§ Exercise requirements:
Of all the lines in the material, how many include the word "image"? Give only the number.

§ Available records:
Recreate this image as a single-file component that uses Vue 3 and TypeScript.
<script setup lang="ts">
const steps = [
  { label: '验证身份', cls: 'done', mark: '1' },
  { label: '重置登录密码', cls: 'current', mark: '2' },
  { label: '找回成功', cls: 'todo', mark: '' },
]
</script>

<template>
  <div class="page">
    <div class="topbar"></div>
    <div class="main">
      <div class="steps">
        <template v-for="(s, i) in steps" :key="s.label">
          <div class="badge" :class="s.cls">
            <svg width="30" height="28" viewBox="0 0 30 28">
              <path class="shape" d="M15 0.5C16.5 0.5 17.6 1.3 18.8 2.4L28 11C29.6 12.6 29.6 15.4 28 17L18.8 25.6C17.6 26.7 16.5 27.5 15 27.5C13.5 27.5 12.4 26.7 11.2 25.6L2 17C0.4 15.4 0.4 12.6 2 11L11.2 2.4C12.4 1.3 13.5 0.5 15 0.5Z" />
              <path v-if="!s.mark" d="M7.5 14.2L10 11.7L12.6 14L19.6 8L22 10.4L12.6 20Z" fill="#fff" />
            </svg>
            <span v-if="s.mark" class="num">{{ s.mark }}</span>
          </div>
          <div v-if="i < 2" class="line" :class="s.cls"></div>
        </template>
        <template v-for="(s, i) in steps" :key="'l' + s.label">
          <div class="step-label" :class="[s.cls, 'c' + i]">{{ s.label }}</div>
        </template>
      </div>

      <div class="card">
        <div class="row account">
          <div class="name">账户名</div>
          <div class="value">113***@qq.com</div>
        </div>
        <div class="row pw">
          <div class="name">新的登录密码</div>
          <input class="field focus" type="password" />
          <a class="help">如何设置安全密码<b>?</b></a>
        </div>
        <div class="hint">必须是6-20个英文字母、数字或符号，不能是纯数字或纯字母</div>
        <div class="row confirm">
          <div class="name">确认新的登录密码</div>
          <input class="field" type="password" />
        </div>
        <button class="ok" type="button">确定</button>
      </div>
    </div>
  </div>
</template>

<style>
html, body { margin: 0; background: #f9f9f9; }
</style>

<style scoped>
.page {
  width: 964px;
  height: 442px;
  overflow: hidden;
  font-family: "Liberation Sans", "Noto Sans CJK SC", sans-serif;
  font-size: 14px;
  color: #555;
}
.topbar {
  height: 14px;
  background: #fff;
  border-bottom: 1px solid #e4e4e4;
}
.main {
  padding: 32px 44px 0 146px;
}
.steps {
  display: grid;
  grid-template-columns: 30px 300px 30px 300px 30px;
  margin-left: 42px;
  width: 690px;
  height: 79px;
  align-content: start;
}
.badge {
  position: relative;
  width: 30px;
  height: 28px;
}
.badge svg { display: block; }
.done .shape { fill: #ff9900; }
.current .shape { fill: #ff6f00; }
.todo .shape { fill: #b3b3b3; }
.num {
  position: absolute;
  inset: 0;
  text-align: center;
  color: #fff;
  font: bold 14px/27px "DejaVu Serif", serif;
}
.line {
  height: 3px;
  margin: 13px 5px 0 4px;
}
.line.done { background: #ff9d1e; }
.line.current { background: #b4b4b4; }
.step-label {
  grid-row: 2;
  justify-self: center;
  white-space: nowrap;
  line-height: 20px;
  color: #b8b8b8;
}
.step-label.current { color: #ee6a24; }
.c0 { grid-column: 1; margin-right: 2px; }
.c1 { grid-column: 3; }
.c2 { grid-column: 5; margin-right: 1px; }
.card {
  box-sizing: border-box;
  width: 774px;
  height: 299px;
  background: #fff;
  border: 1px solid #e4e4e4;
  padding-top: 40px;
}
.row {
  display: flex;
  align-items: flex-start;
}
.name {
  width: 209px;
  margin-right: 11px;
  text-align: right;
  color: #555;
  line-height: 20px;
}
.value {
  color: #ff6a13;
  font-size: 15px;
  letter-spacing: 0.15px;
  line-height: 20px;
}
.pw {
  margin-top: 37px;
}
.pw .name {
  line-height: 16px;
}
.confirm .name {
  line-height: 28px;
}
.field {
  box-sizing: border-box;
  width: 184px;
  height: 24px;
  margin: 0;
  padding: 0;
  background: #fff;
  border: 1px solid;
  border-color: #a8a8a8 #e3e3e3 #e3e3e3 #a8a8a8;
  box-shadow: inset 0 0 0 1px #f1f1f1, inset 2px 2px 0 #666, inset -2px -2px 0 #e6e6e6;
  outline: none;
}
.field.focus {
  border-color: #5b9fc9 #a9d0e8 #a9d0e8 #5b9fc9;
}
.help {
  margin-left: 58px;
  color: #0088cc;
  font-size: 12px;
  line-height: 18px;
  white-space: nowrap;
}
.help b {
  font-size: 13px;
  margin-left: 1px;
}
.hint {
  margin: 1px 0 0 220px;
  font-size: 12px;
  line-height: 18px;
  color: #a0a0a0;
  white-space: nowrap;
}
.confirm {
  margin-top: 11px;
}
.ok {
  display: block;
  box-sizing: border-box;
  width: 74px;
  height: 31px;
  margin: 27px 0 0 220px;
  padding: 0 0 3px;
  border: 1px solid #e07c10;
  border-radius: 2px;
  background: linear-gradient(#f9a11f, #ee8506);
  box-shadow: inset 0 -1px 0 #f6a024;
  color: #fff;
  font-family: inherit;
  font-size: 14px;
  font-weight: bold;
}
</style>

* * *

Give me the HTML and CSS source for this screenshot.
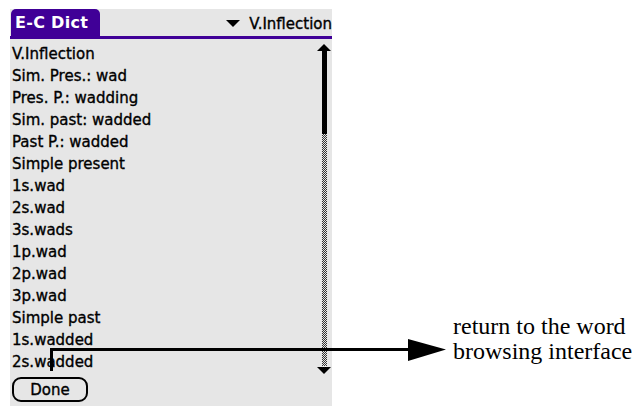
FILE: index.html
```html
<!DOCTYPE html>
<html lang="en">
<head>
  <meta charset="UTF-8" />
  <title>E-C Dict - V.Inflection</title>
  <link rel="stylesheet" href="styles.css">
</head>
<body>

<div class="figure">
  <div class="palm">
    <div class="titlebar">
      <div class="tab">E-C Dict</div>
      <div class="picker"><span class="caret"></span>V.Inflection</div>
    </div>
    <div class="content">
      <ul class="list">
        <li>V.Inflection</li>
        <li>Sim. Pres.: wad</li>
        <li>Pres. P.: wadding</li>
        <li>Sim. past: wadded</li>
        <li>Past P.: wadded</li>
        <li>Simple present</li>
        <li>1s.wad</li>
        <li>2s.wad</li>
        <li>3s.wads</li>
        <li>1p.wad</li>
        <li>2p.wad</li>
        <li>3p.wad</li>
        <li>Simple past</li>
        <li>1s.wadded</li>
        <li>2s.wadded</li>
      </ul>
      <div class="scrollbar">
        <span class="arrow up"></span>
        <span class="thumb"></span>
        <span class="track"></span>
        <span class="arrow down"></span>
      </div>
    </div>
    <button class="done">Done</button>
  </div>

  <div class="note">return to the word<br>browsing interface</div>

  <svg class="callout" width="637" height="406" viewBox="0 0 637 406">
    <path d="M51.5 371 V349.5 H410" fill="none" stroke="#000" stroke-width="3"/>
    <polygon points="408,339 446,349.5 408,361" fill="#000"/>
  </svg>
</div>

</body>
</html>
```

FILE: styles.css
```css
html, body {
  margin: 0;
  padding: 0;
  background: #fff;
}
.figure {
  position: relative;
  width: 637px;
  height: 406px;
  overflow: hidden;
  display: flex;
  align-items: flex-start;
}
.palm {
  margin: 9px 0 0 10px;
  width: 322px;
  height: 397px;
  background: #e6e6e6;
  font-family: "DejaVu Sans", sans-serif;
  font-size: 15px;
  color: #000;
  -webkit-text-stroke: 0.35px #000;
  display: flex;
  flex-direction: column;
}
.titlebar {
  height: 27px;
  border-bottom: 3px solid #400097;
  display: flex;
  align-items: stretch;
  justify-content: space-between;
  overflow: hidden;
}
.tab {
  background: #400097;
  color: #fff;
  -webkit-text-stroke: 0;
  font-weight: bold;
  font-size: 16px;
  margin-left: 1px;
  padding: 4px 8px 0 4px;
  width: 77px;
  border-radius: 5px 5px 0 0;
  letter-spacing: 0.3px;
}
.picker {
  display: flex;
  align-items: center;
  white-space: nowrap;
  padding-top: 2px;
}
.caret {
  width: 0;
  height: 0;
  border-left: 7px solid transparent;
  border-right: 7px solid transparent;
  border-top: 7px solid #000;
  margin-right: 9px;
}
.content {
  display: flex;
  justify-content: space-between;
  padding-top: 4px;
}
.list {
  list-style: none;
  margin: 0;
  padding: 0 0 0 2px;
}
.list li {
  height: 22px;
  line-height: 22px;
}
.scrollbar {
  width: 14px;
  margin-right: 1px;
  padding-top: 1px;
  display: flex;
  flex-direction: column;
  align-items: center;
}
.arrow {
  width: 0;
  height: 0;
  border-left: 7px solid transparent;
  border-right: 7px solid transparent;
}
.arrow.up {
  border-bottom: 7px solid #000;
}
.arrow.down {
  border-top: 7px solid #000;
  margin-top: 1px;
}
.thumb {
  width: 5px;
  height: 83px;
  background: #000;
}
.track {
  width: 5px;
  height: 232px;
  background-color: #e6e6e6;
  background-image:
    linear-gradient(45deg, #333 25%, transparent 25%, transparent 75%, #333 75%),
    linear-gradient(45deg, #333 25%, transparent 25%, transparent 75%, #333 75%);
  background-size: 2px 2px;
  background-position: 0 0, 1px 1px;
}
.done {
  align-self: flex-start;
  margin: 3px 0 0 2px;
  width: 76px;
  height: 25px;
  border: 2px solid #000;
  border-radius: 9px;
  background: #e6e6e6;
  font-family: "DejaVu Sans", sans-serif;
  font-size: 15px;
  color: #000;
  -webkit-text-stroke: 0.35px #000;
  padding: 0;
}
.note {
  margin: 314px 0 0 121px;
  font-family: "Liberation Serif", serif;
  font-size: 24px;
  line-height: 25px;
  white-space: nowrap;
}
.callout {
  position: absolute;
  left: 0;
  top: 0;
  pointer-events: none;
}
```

§ Solution to the problem:
2